Alarabiya, mengutip pejabat keamanan Israel, menyebutkan, sedikitnya 2.000 personel aparat keamanan Israel dikerahkan untuk mengamankan pawai bendera. Militer Israel juga mengumumkan, sistem antiserangan rudal Iron Dome dalam keadaan siaga penuh untuk mengantisipasi kemungkinan terburuk, yakni penembakan roket ke arah wilayah Israel saat pawai berlangsung.
Kisah pawai bendera
Israel menggelar pawai bendera sejak tahun 1968 untuk menghormati tentara Israel yang gugur dalam Perang Arab-Israel tahun 1967. Saat perang tersebut, kota Jerusalem Timur jatuh ke tangan Israel. Pawai bendera digelar untuk memperingati jatuhnya Jerusalem Timur atau penyatuan Jerusalem Barat dan Jerusalem Timur setiap tanggal 28 bulan kedelapan menurut kalender Yahudi (Ibrani). Hari pelaksanaan pawai ditetapkan sebagai hari perayaan nasional.
Sejak tahun 1968 hingga tahun 2000, pawai bendera digelar secara resmi dengan pergelaran militer Israel dari Jerusalem Barat sampai Jerusalem Timur. Namun, setelah tahun 2000, pawai bendera mulai digelar dalam bentuk pawai kerakyatan yang melibatkan sebagian besar kaum ekstremis Yahudi dari berbagai latar belakang partai dan organisasi.
Peserta pawai bisa lebih dari 30.000 orang.
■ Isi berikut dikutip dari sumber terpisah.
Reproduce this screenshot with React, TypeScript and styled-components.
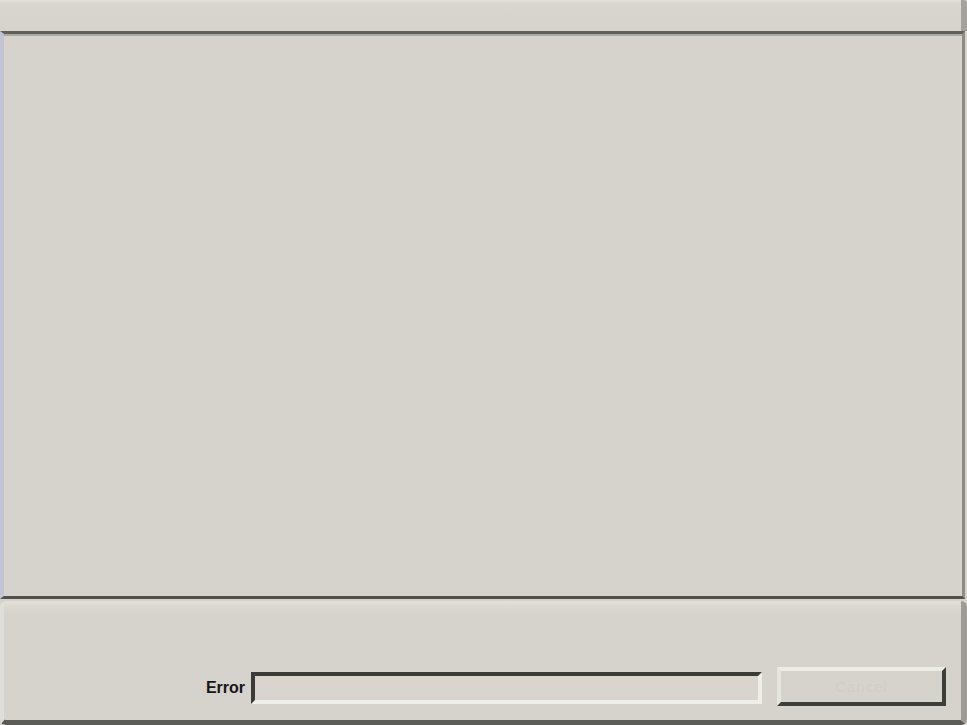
import styled, { createGlobalStyle } from "styled-components";

const GlobalStyle = createGlobalStyle`
  html, body {
    margin: 0;
    padding: 0;
    background: #d6d2cc;
  }
  body {
    font-family: "Liberation Sans", Arial, sans-serif;
  }
`;

const Window = styled.div`
  width: 967px;
  height: 725px;
  display: flex;
  flex-direction: column;
  background: #d6d2cc;
  overflow: hidden;
  box-sizing: border-box;
`;

const TopBar = styled.div`
  height: 31px;
  flex: none;
  box-sizing: border-box;
  background: linear-gradient(#e3e0da 0px, #d9d5cf 4px, #d6d2cc 100%);
  border-right: 6px solid #a4a19c;
  border-top-right-radius: 4px;
`;

const MainPanel = styled.div`
  flex: 1;
  box-sizing: border-box;
  background: #d6d2cc;
  border-top: 3px solid #5f5f5b;
  border-left: 4px solid #c4c3d3;
  border-right: 3px solid #8e8c88;
  border-bottom: 3px solid #4f4f4b;
  margin-right: 2px;
  box-shadow: inset 0 2px 0 #a9a8a3;
`;

const BottomPanel = styled.div`
  height: 124px;
  flex: none;
  box-sizing: border-box;
  margin-top: 2px;
  background: linear-gradient(#e2e0d8 0px, #dbd8d1 6px, #d6d2cc 14px);
  border-left: 4px solid #e0ded8;
  border-right: 6px solid #9e9b97;
  border-bottom: 5px solid #5c5c58;
  border-radius: 6px;
  display: flex;
  align-items: flex-end;
  justify-content: flex-end;
  padding: 0 15px 14px 0;
`;

const Row = styled.div`
  display: flex;
  align-items: center;
`;

const Label = styled.span`
  font-size: 16px;
  font-weight: bold;
  color: #161616;
  margin-right: 6px;
  margin-top: 2px;
`;

const Field = styled.div`
  width: 511px;
  height: 32px;
  box-sizing: border-box;
  background: #d9d5ce;
  border-style: solid;
  border-width: 4px;
  border-color: #3b3b37 #f0eee8 #f0eee8 #3b3b37;
  margin-top: 3px;
`;

const Button = styled.div`
  width: 169px;
  height: 39px;
  box-sizing: border-box;
  margin-left: 15px;
  background: #d6d2cc;
  border-style: solid;
  border-width: 4px;
  border-color: #edebe5 #3e3e3a #3e3e3a #e6e4de;
  display: flex;
  align-items: center;
  justify-content: center;
  font-size: 15px;
  color: #d2cec6;
  letter-spacing: 1px;
`;

export default function App() {
  return (
    <>
      <GlobalStyle />
      <Window>
        <TopBar />
        <MainPanel />
        <BottomPanel>
          <Row>
            <Label>Error</Label>
            <Field />
            <Button>Cancel</Button>
          </Row>
        </BottomPanel>
      </Window>
    </>
  );
}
Mereka membawa bendera Israel dan meneriakkan yel-yel anti-Arab.
Penggerak dan tulang punggung pawai bendera adalah aktivis gerakan Gush Emunim, yakni gerakan yang diinisasi tahun 1974 dan membidani proyek pembangunan permukiman Yahudi di Jerusalem Timur, Tepi Barat, Jalur Gaza, dan Dataran Tinggi Golan.
Mulai tahun 2019, kaum ekstremis Yahudi dalam pawai itu sering mencoba mendobrak kompleks Masjid Al Aqsa. Inilah awal meletusnya bentrok antara peserta pawai dan warga Arab Palestina yang melawan upaya pendobrakan tersebut.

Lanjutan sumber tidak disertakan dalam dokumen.